_Required work_
Copy out every line that contains "React".

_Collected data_
• • • • •

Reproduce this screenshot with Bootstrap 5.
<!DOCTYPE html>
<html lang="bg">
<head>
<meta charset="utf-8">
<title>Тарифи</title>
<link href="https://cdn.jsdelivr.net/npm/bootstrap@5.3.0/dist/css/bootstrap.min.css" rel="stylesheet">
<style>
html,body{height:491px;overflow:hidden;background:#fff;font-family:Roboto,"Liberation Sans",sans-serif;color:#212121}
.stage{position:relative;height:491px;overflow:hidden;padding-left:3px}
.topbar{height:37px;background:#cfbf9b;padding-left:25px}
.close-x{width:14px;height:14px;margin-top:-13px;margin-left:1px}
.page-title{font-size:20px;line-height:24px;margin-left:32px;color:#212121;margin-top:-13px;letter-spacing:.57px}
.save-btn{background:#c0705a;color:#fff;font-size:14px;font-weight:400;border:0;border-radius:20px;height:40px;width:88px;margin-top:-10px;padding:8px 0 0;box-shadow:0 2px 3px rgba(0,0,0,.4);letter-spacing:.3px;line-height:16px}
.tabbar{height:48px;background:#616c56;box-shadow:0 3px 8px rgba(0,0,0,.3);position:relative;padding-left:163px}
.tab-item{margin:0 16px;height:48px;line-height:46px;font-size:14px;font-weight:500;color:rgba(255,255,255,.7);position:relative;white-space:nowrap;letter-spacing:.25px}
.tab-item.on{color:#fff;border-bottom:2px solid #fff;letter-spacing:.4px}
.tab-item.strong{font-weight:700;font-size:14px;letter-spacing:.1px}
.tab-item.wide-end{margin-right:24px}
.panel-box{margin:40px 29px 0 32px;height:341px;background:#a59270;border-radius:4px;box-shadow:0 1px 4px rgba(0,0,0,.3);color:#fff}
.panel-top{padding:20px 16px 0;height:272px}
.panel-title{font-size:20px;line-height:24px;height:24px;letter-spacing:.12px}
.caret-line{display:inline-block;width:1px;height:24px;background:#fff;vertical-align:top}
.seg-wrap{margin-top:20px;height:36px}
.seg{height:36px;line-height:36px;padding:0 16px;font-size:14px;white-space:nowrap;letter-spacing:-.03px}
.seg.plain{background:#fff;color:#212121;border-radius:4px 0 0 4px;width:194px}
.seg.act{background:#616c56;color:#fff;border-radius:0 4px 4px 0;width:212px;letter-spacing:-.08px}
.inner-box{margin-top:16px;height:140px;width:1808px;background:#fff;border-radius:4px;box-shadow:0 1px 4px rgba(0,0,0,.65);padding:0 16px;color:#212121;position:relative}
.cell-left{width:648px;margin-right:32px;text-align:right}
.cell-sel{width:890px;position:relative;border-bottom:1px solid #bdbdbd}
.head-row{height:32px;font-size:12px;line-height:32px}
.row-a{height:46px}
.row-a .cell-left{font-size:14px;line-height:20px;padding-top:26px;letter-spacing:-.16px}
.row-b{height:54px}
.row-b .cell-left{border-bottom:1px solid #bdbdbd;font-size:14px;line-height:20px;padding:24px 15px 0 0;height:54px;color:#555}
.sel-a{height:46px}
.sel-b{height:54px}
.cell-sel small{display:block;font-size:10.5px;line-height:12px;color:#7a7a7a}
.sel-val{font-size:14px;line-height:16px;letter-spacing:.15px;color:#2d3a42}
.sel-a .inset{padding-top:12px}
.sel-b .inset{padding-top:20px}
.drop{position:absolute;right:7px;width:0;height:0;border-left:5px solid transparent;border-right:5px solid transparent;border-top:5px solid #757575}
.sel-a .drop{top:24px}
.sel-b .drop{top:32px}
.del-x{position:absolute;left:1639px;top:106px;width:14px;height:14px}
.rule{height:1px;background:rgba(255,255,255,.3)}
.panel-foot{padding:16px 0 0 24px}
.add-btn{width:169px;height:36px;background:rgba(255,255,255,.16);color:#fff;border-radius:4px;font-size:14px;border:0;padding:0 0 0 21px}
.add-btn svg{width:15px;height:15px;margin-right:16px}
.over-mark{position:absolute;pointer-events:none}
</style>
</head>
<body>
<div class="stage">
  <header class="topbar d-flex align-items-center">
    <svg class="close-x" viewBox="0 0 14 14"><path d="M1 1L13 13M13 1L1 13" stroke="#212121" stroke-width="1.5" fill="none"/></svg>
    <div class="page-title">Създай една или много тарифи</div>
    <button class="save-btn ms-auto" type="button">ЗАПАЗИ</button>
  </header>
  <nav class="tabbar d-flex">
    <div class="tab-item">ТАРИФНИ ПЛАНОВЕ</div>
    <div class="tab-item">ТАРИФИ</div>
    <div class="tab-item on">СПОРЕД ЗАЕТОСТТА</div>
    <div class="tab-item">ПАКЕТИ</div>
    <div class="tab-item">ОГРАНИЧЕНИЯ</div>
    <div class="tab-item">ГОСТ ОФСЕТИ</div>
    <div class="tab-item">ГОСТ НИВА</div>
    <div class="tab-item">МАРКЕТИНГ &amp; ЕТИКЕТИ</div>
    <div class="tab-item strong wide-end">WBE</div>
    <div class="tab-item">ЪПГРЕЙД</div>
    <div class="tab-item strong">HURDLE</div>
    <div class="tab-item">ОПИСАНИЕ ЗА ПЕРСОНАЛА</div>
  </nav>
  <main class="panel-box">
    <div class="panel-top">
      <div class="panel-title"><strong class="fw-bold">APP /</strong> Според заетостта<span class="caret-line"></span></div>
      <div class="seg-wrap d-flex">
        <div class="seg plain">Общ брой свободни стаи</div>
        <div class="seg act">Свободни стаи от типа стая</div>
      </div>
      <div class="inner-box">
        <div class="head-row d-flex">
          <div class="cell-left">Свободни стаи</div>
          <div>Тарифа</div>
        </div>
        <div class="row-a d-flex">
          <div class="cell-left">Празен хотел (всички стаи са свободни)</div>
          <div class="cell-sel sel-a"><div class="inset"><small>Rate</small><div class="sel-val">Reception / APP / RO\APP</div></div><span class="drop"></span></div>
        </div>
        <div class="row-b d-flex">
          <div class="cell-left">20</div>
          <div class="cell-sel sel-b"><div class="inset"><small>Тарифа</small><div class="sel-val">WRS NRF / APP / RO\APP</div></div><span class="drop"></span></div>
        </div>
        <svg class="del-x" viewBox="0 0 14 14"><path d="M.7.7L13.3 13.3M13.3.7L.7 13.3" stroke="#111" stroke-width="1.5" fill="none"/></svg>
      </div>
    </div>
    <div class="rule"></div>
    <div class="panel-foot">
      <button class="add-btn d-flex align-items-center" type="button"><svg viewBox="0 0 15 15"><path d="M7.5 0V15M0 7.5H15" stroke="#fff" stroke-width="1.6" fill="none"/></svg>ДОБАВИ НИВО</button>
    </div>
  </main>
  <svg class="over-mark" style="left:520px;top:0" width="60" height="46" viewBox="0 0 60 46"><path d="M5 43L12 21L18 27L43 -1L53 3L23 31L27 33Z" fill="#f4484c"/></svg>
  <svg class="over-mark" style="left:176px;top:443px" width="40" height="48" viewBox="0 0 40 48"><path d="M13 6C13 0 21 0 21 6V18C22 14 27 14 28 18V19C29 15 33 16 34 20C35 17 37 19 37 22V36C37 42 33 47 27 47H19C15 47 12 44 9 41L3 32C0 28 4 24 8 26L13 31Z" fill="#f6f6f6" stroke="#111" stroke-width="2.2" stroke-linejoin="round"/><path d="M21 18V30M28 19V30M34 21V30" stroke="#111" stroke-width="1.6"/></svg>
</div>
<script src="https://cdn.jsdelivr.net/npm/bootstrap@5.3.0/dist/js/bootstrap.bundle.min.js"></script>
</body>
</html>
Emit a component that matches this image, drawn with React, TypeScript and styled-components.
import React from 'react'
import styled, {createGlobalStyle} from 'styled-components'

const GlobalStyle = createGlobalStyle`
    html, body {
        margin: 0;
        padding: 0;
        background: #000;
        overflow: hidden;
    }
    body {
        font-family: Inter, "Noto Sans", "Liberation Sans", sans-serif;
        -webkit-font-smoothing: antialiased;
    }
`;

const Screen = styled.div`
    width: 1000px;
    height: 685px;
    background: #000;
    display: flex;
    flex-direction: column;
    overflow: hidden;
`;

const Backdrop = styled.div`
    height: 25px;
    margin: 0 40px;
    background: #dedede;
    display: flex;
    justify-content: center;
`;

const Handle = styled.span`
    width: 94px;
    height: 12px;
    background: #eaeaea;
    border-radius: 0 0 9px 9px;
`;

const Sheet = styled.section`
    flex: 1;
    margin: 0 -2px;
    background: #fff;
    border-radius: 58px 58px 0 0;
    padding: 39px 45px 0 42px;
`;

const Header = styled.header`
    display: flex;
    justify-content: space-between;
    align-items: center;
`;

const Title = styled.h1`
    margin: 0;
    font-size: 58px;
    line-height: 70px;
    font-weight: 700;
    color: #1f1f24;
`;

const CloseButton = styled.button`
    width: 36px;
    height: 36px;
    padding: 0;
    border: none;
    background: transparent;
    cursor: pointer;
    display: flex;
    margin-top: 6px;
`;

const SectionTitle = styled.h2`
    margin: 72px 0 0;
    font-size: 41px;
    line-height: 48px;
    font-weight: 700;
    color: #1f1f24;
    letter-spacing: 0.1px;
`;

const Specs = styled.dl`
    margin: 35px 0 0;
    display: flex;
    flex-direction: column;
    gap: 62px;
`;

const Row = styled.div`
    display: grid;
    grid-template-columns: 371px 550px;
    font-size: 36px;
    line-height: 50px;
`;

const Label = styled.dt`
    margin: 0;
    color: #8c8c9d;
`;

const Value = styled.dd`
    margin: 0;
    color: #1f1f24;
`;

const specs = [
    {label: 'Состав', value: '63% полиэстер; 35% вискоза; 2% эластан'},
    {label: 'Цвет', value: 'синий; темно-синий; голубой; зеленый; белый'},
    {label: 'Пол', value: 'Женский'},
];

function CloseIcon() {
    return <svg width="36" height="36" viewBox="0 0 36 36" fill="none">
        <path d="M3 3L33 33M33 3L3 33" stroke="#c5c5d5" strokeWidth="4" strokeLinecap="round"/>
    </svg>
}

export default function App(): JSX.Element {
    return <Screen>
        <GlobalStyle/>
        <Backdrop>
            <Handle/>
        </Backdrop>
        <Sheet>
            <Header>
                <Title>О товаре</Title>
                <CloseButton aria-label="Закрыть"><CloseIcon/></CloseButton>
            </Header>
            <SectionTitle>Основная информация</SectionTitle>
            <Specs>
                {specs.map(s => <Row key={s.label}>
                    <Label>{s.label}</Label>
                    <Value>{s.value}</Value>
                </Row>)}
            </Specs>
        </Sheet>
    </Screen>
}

• • • • •

_Response to this exercise_
Emit a component that matches this image, drawn with React, TypeScript and styled-components.
import React from 'react'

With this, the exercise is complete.